En ese contexto hay que entender el endurecimiento del programa de los republicanos conservadores de Francia encabezados por François Fillon o el llamamiento que esta semana ha realizado la Comisión Europea para que se extremen las medidas de expulsión de los sinpapeles al tiempo que se acelera el realojo de refugiados. Se trata, en suma, de la reacción conservadora para evitar que el populismo xenófobo siga creciendo electoralmente.

La izquierda, en cambio, se posiciona ante este caos con su máxima especialidad: el compromiso moral y redentorista. Como consecuencia, los moderados ya no tienen cabida en un problema que es puro maniqueísmo y táctica política o dan bandazos como Angela Merkel. En el Palacio de Correos madrileño, la sede de Manuela Carmena que iba a ser una ampulosa residencia municipal, sigue pendiendo una gigantesca pancarta que reza «Refugees welcome». Al tiempo que se anuncian legalizaciones exprés para evitar las expulsiones de la UE, en la Comunitat Valenciana entre otras autonomías.

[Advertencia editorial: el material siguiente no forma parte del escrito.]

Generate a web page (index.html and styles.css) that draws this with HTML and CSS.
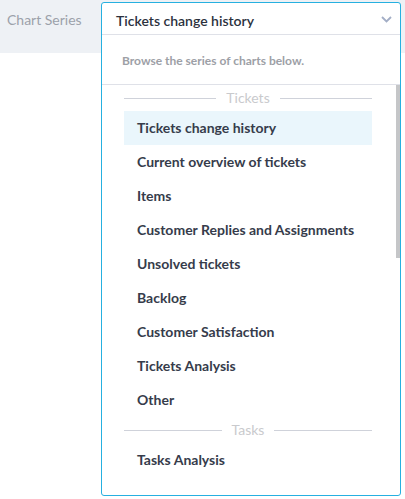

Todo ello en un mar de medias verdades y falsedades ideológicas. Las cuotas de acogida de refugiados sirios en Europa no se han llevado a cabo, no se interviene ante el bloqueo sistemático del espacio ultra que han creado los nuevos países del Este, el saldo migratorio entre EE UU y México es negativo para el norte en estos momentos, y el propio México lleva años expulsando centroamericanos de su país€ Y como quiera que hace tiempo que Europa carece de una política exterior común y hace mucho más que languidecen las inversiones y programas de desarrollo en países terceros, nada presagia unas políticas preventivas inteligentes. Antes al contrario, Occidente ha dado patadas de ciego en avisperos como Irak, Siria o Libia -y en la citada Ucrania- desatando más movimientos demográficos de poblaciones desplazadas.

Según Edward Gibbon, fue la presión de los bárbaros y la corrupción la que provocó la irremisible decadencia de Roma. Produce vértigo pensar que Europa está repitiendo ese inveterado esquema. Atrapados entre políticas cada vez más acusadamente extremas y retóricas, sin fondo ético en el núcleo más democrático del sistema, da la sensación que caminamos directos al colapso.